* **Your objective**:
Report each line of the data that has "index" somewhere in it.

* **Data block**:
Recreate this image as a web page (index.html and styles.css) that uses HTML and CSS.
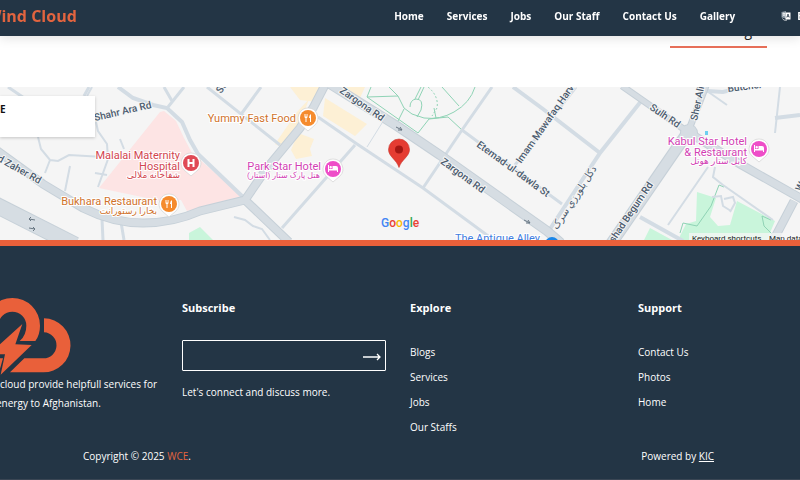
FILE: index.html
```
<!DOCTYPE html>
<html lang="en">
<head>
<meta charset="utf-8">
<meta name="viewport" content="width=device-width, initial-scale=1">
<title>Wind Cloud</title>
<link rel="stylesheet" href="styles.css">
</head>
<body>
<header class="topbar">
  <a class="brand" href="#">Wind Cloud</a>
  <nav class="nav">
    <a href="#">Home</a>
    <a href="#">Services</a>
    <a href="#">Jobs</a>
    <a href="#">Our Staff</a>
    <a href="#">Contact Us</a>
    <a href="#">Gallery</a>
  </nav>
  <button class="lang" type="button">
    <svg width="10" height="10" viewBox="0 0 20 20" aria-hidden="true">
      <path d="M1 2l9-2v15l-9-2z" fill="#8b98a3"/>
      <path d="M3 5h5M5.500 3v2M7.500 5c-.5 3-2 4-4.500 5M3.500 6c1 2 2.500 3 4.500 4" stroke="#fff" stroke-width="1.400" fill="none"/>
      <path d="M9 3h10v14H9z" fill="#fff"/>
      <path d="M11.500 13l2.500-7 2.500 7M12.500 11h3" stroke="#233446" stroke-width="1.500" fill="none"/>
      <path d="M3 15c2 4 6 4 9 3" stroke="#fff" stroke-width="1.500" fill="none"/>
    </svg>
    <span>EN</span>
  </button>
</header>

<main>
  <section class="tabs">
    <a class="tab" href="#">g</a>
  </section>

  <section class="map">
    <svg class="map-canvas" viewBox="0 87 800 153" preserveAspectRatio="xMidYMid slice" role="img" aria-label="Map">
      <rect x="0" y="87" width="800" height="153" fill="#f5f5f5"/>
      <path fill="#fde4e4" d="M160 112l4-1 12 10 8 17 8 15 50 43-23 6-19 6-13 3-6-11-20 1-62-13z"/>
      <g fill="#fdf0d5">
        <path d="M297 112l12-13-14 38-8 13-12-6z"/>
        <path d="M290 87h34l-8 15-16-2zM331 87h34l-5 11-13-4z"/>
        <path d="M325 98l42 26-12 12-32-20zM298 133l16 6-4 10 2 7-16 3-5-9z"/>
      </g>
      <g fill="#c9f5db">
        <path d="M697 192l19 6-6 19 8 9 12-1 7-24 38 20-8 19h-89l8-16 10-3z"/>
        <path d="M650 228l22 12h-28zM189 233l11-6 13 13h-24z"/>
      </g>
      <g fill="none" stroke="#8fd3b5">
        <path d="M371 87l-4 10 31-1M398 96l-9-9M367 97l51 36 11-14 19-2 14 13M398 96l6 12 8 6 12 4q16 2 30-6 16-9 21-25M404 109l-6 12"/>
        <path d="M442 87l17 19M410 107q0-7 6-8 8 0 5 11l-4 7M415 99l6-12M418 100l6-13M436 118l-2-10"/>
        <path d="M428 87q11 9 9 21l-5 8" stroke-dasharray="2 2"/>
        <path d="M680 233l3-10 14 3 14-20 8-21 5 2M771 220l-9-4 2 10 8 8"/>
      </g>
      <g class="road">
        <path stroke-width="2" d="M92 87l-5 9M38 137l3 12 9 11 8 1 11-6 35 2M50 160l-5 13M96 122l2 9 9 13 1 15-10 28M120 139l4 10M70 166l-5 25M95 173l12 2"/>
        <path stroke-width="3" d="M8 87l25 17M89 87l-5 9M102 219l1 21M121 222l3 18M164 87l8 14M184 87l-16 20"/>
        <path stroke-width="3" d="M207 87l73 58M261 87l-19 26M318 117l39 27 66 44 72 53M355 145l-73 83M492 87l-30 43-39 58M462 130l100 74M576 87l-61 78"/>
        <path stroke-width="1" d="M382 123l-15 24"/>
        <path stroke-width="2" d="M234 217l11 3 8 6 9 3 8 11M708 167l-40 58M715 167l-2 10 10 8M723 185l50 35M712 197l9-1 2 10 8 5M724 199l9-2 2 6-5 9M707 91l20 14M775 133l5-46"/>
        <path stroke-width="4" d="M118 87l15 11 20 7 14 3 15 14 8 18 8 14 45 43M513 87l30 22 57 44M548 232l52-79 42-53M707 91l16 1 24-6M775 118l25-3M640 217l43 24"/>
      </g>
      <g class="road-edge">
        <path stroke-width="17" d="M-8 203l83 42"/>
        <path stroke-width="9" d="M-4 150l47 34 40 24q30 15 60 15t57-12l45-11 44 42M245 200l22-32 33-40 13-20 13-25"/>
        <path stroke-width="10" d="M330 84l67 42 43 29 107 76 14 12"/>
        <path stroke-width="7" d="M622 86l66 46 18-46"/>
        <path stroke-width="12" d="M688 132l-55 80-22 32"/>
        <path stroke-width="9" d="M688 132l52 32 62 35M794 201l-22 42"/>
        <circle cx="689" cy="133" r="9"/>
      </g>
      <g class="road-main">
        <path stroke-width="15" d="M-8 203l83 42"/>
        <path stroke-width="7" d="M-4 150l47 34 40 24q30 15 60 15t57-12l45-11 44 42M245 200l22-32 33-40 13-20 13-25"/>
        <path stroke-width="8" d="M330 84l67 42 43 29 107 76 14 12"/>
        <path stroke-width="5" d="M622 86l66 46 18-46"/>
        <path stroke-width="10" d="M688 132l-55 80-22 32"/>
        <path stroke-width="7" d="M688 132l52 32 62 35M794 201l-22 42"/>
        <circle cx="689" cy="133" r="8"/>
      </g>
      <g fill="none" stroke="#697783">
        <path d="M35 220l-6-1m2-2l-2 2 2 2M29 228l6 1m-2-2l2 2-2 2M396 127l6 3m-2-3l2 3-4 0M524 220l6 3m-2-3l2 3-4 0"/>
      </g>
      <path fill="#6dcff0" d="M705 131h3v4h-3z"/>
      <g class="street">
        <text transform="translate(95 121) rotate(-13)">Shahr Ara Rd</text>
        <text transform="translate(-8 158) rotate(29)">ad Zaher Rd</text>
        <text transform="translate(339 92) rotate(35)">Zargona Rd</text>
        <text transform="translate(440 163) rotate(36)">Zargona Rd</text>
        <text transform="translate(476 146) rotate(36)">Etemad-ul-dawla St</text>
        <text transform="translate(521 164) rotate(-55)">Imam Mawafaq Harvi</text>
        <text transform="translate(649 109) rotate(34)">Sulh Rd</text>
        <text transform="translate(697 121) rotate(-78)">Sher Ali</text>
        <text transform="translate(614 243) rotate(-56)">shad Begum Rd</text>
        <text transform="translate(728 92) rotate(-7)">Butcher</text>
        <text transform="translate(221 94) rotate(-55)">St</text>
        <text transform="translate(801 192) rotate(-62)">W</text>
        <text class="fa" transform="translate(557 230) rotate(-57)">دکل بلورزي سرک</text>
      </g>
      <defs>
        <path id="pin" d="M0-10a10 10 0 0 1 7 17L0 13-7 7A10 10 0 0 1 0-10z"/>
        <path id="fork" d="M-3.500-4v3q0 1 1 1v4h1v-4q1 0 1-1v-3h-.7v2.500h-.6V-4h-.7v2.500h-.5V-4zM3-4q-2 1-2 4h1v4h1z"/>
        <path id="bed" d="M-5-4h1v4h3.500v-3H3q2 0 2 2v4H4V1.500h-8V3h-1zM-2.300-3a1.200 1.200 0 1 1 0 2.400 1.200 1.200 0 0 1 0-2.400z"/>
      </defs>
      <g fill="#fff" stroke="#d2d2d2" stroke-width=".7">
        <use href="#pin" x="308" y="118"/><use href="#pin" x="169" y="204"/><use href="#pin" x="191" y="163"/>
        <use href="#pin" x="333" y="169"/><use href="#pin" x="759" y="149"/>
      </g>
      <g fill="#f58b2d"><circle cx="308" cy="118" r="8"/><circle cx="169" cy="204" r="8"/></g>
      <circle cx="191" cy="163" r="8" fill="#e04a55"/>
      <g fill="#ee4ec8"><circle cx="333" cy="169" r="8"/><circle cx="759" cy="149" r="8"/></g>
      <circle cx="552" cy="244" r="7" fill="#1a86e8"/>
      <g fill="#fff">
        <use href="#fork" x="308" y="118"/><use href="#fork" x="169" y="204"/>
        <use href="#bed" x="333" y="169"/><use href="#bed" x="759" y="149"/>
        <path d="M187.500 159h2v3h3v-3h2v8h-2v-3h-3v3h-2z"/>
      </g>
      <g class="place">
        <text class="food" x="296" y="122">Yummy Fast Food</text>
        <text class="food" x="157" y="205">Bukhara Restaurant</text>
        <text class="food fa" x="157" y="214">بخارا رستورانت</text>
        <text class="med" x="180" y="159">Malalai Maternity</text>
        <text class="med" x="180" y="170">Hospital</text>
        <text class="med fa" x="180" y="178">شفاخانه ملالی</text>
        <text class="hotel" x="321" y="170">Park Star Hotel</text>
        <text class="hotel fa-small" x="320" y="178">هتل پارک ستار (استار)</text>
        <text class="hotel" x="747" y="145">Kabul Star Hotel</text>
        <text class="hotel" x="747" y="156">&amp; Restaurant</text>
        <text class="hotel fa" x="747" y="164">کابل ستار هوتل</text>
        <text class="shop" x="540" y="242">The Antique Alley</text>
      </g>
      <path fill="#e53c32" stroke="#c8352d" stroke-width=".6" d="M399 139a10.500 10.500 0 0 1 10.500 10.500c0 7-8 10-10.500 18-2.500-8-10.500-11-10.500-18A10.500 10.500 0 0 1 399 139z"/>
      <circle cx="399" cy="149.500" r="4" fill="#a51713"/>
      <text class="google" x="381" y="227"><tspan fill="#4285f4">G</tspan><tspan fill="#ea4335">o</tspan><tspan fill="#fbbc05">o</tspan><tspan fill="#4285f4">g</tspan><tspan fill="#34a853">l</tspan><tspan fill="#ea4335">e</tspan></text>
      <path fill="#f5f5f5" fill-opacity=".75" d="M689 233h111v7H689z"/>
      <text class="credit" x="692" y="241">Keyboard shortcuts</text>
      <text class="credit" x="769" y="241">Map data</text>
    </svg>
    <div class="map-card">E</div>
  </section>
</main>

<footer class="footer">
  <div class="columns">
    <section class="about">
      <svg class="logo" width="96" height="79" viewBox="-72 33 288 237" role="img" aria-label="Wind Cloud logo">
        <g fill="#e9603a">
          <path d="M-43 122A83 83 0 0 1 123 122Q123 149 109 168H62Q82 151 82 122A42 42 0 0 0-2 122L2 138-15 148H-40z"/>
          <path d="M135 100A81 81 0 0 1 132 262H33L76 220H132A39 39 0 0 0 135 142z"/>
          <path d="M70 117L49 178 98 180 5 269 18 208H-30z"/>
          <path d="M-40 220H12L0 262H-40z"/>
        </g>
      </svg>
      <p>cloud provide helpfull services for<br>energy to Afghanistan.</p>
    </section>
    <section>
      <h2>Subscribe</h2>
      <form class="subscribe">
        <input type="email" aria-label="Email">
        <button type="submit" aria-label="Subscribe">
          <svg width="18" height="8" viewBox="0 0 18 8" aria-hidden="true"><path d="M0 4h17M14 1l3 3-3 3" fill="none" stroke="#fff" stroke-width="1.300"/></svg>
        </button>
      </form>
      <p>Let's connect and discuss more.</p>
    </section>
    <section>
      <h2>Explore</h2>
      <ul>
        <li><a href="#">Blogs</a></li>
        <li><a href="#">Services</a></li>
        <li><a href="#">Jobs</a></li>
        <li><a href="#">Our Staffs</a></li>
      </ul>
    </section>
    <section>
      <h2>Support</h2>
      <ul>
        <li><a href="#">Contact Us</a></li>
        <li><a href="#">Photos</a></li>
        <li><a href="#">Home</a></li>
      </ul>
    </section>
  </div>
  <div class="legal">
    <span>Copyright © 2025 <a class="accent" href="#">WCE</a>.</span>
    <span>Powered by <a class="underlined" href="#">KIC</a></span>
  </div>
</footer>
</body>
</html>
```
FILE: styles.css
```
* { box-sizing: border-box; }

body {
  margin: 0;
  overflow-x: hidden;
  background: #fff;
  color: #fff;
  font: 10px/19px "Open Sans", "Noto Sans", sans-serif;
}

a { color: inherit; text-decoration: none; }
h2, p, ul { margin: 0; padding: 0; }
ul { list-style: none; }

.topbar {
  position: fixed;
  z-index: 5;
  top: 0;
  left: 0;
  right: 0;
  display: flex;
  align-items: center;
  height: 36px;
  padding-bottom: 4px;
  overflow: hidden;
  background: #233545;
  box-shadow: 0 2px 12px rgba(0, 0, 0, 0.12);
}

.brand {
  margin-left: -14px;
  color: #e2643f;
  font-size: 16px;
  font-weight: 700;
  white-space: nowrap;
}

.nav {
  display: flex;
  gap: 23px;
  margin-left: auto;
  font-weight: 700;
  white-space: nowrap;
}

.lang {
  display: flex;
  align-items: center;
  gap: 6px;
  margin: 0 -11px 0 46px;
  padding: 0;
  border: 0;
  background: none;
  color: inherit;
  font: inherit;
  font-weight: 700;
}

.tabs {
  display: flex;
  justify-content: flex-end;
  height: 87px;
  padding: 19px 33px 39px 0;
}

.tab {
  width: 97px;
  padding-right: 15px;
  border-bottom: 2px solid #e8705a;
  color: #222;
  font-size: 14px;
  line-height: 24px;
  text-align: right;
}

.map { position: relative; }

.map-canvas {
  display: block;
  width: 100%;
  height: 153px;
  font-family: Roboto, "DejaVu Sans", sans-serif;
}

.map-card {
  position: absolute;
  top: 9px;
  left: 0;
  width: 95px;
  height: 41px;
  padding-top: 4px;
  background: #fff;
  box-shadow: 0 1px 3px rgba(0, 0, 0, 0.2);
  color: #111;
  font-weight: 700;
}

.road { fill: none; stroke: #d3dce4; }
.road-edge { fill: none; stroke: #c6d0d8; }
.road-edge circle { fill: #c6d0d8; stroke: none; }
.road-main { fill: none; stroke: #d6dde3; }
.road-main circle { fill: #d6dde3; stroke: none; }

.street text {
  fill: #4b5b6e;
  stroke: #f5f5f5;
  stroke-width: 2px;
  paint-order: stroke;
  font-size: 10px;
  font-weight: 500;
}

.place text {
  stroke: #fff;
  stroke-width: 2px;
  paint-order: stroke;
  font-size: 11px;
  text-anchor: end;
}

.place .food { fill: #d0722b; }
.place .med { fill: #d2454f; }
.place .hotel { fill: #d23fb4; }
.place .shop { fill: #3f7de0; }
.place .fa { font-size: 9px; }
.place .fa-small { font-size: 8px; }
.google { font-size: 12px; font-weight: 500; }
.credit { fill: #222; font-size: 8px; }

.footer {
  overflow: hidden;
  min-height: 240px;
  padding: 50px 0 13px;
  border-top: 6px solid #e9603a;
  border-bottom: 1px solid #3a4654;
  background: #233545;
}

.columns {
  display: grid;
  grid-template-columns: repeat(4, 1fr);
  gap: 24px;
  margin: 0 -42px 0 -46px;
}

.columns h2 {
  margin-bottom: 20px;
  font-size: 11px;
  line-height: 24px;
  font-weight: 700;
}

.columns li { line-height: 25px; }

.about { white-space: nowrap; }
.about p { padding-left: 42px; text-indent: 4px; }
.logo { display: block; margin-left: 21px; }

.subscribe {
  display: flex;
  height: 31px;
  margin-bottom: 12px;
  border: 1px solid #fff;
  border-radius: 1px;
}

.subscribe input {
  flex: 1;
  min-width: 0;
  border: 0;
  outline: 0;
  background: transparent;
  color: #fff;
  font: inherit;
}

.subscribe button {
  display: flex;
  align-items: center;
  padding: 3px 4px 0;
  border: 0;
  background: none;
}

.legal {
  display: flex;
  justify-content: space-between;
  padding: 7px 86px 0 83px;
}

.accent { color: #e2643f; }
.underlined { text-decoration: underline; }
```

* **Written answer**:
Recreate this image as a web page (index.html and styles.css) that uses HTML and CSS.
FILE: index.html
  z-index: 5;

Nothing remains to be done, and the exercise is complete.